Connectivity is no longer about bandwidth. It is about capability, sovereignty, trust and long term system stability. In an increasingly crowded sky with vast satellite deployments from multiple nations and corporations, this matters.

Media, Influence and Narrative: The Industry Must Step Forward

Business aviation’s media landscape has changed irreversibly. With leaders like Steve Varsano and George Galanopoulos reshaping client engagement on TikTok and Instagram, today’s customer arrives informed, educated and expecting clarity not a sales pitch.

As Aoife O’Sullivan emphasised, it is time for all of us to lead the narrative. Events like CJI are no longer events, they are story engines. The conversations, insights and debates that happen in the room should live for months beyond it. For those of us in professional services such as tax, customs, VAT, SPVs, financing, this shift is not optional. It is strategic.

Social platforms now allow us to:

  • Explain complexity simply
  • Build trust before the first meeting
  • Humanise expertise
  • Attract future talent
  • Showcase technology, compliance and the intellectual rigour of the sector

If we want the next generation to join aviation, not just in the cockpit but across operations, law, finance, compliance, engineering and data, we must show them the scale of the opportunity.

We also need to own our story more assertively: Business aviation equals jobs. Business aviation equals connectivity. Business aviation equals economic resilience. If we don’t define that truth, others will badly.

ACJ Shows Why Scale, Maturity and Certainty Matter

Eric Jullien of Airbus Corporate Jets delivered one of the most pragmatic analyses of the day. ACJ continues to dominate the large cabin segment not because of novelty, but because of certainty:

  • Strong, sustained sales momentum
  • Growing demand from the Middle East and India
  • Access to demonstrators
  • Exceptional cabin volume
  • Global support ecosystems
  • Deep operational data and proven reliability

For financiers, ACJ remains one of the most secure platforms in aviation low credit risk, strong residuals and easier remarketing. At the top end, the Falcon 10X may be the main competitor, but ACJ differentiates itself with scale, maturity, commonality and lifecycle confidence. In an uncertain world, ACJ is selling certainty, and certainty sells.

FBOs: Infrastructure Businesses With Strategic Value

The FBO panel cut through industry mythology and got to the heart of the economics. FBOs are capital intensive, low margin, high complexity enterprises. But when executed properly, they deliver:

  • Predictable, infrastructure style earnings
  • Long term concessions
  • High value recurring customers
  • Deep operational defensibility

‘Create a magic carpet ride from car to aircraft’ is simple to say, hard to deliver, and impossible to replicate without scale and expertise. Fuel alone will not sustain this sector. Revenue stacking, diversification and service excellence are the new imperatives particularly as markets like Saudi Arabia open at unprecedented speed.

The takeaway?  FBOs are infrastructure. They deserve infrastructure level strategic thinking, pricing and investment.

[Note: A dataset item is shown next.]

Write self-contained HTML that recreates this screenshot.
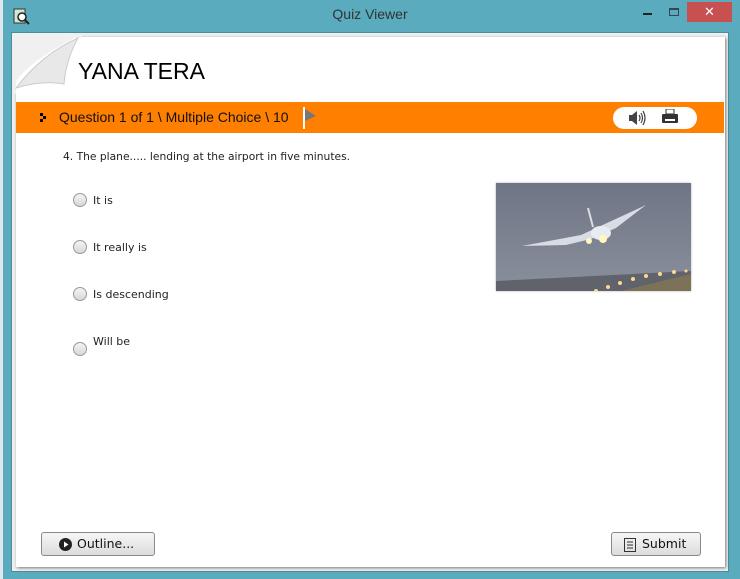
<!DOCTYPE html>
<html><head><style>
*{margin:0;padding:0;box-sizing:border-box}
body{width:740px;height:579px;overflow:hidden;background:#5aabbd;font-family:"Liberation Sans",sans-serif;position:relative}
.desk{position:absolute;left:0;top:0;width:3px;height:579px;background:#dfe6ec}
.title{position:absolute;left:0;top:6px;width:740px;text-align:center;font-size:14px;color:#333}
.client{position:absolute;left:11px;top:32px;width:718px;height:540px;background:#f0f0f0;border:1px solid #4a8d9c}
.card{position:absolute;left:16px;top:37px;width:709px;height:530px;background:#fff;box-shadow:1px 1px 3px rgba(0,0,0,.5)}
.bar{position:absolute;left:16px;top:102px;width:708px;height:31px;background:#ff7f00}
.q{position:absolute;left:59px;top:109px;font-size:14px;color:#111}
.pill{position:absolute;left:613px;top:107px;width:84px;height:22px;background:#fff;border-radius:11px}
.opt{position:absolute;left:93px;font-family:"DejaVu Sans",sans-serif;font-size:11px;color:#222}
.rad{position:absolute;left:73px;width:14px;height:14px;border-radius:50%;border:1px solid #999;background:linear-gradient(#f4f4f4,#d8d8d8)}
.btn{position:absolute;top:532px;height:24px;border:1px solid #8a8a8a;border-radius:3px;background:linear-gradient(#f6f6f6,#dcdcdc);font-family:"DejaVu Sans",sans-serif;font-size:12.5px;color:#111}
</style></head><body>
<div class="desk"></div>
<svg style="position:absolute;left:12px;top:8px" width="18" height="17"><rect x="2" y="1" width="11" height="14" fill="#cfe8cf" stroke="#333"/><circle cx="10" cy="9" r="4" fill="#fff" stroke="#222" stroke-width="1.5"/><line x1="13" y1="12" x2="17" y2="16" stroke="#222" stroke-width="2"/></svg>
<div class="title">Quiz Viewer</div>
<div style="position:absolute;left:643px;top:13px;width:9px;height:2px;background:#222"></div>
<div style="position:absolute;left:669px;top:8px;width:10px;height:8px;border:1px solid #345;border-top-width:2px"></div>
<div style="position:absolute;left:687px;top:2px;width:45px;height:20px;background:#c75050;color:#fff;text-align:center;font-size:13px;line-height:20px">✕</div>
<div class="client"></div>
<div class="card"></div>
<svg style="position:absolute;left:12px;top:34px" width="70" height="60"><path d="M4 60 L4 48 Q14 30 62 4 L70 4 L70 0 L0 0 L0 60Z" fill="#f0f0f0"/><path d="M4 54 Q30 46 52 50 Q54 26 66 4 Q30 20 4 54Z" fill="#e8e8e8" stroke="#ccc"/></svg>
<div style="position:absolute;left:78px;top:58px;font-size:23px;color:#000">YANA TERA</div>
<div class="bar"></div>
<svg style="position:absolute;left:40px;top:113px" width="9" height="10"><rect x="0" y="0" width="3" height="3"/><rect x="3" y="3" width="3" height="3"/><rect x="0" y="6" width="3" height="3"/></svg>
<div class="q">Question 1 of 1 \ Multiple Choice \ 10</div>
<svg style="position:absolute;left:302px;top:107px" width="16" height="23"><rect x="1" y="0" width="2" height="22" fill="#fff"/><path d="M3 2 L14 9 L3 14Z" fill="#777"/></svg>
<div class="pill"></div>
<svg style="position:absolute;left:628px;top:110px" width="20" height="16"><path d="M1 5 H4 L9 1 V15 L4 11 H1Z" fill="#444"/><path d="M11 5 Q13 8 11 11 M13 3 Q16 8 13 13 M15 1 Q19 8 15 15" stroke="#444" fill="none" stroke-width="1.2"/></svg>
<svg style="position:absolute;left:662px;top:109px" width="17" height="15"><rect x="4" y="0" width="8" height="5" fill="#fff" stroke="#333"/><rect x="0" y="5" width="16" height="9" rx="1" fill="#333"/><rect x="3" y="10" width="10" height="2" fill="#fff"/></svg>
<div style="position:absolute;left:63px;top:150px;font-family:'DejaVu Sans',sans-serif;font-size:10.7px;color:#222">4. The plane..... lending at the airport in five minutes.</div>
<div class="rad" style="top:193px"></div><div class="opt" style="top:194px">It is</div>
<div class="rad" style="top:240px"></div><div class="opt" style="top:241px">It really is</div>
<div class="rad" style="top:287px"></div><div class="opt" style="top:288px">Is descending</div>
<div class="rad" style="top:342px"></div><div class="opt" style="top:335px">Will be</div>
<svg style="position:absolute;left:496px;top:183px;box-shadow:0 0 2px #aaa" width="195" height="108">
<defs><linearGradient id="s" x1="0" y1="0" x2="0" y2="1"><stop offset="0" stop-color="#6f7585"/><stop offset="1" stop-color="#8a8f9c"/></linearGradient></defs>
<rect width="195" height="108" fill="url(#s)"/>
<path d="M0 98 L195 88 L195 108 L0 108Z" fill="#60636c"/>
<path d="M125 108 L195 91 L195 108Z" fill="#7c7258"/>
<path d="M26 63 L85 52 L150 22 L120 45 L95 56 L70 62Z" fill="#d8dce4"/>
<ellipse cx="105" cy="50" rx="10" ry="7" fill="#e8ebf0"/>
<line x1="97" y1="44" x2="92" y2="25" stroke="#d8dce4" stroke-width="2"/>
<circle cx="107" cy="56" r="4" fill="#fff6c0"/><circle cx="93" cy="58" r="3" fill="#fff6c0"/>
<g fill="#ffd98a"><circle cx="100" cy="108" r="2"/><circle cx="112" cy="104" r="2"/><circle cx="124" cy="100" r="2"/><circle cx="137" cy="96" r="2"/><circle cx="150" cy="93" r="2"/><circle cx="164" cy="91" r="2"/><circle cx="178" cy="89" r="2"/><circle cx="190" cy="88" r="1.5"/></g>
</svg>
<div class="btn" style="left:41px;width:114px"><svg style="position:absolute;left:17px;top:5px" width="13" height="13"><circle cx="6.5" cy="6.5" r="6.5" fill="#222"/><path d="M5 3.5 L9.5 6.5 L5 9.5Z" fill="#fff"/></svg><span style="position:absolute;left:35px;top:3px">Outline...</span></div>
<div class="btn" style="left:611px;width:90px"><svg style="position:absolute;left:12px;top:5px" width="12" height="14"><rect x="0.5" y="0.5" width="11" height="13" fill="none" stroke="#333"/><path d="M3 4H9M3 7H9M3 10H9" stroke="#333"/></svg><span style="position:absolute;left:30px;top:3px">Submit</span></div>
</body></html>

Charter, Data and AI: From Reactive to Predictive

Avinode’s Per Marthinsson summarised the charter dilemma perfectly, “Don’t let your schedule decide what you sell. Let your sales define your schedule.” The data is overwhelming. With millions of API calls and hundreds of thousands of monthly requests across the marketplace, the opportunity is clear:

  • Sales teams don’t lack enquiries they lack workflow efficiency
  • Charter is an inventory optimisation problem
  • Clean data, integrated systems and AI assisted workflows will redefine yield
  • Customer expectations now exceed what many operators deliver digitally

The future is not flying more, it is selling smarter and deploying better.

France: A Cautionary Tale of Narrative, Policy and Capacity Failure

The taxation environment in France is a sober reminder of what happens when an industry loses control of its narrative. Passenger taxes have jumped from €250 to €750, and in some cases over €2,100, on long range flights. Additional administrative burdens and penalties compound the pressure. This is happening despite business aviation representing:

  • Only ~10% of French air traffic
  • Delivering ~80% essential business connectivity
  • Supporting ~25% of all European bizav employment
  • Anchoring national champions like Dassault and Airbus

This is not climate policy. This is capacity failure exacerbated by ATC constraints, strikes and systemic inefficiencies. The fight is not won through silence but through leadership, engagement and education. And encouragingly, for the first time, business aviation has reached the French Senate floor.

OEMs: A Disciplined, Data Driven Cycle

Stephen Friedrich (Embraer) underscored a powerful truth: The current cycle is deliberate, disciplined and structurally sound.

  • Demand purposely outpaces supply
  • Backlogs are real and financially secured
  • OEMs and suppliers are collaborating for quality, not speed
  • Fractional ownership is evolving, not cannibalising
  • Generational wealth transfer is reshaping buyer expectations

Today’s customer, especially Gen X, is informed, digital first and seeking education before engagement. The aircraft is not the product. Time, capability and reliability are the products. And business aviation remains the most effective time machine on Earth.

Final Thoughts: We Are Entering the Infrastructure Era of Business Aviation

Across every panel, debate and corridor conversation, one truth stood out: Our industry is professionalising, digitising and consolidating faster than ever, and the world is watching.

The winners of this next era will be those who:

  • Embrace connectivity with privacy by design
  • Lead the public narrative with confidence
  • Invest in data, systems, talent and technology
  • Build partnerships, not pipelines
  • Treat business aviation as essential infrastructure
  • Communicate its value clearly and unapologetically

CJI London didn’t just recap the state of our industry. It pointed to its future. And that future belongs to the leaders who step forward now.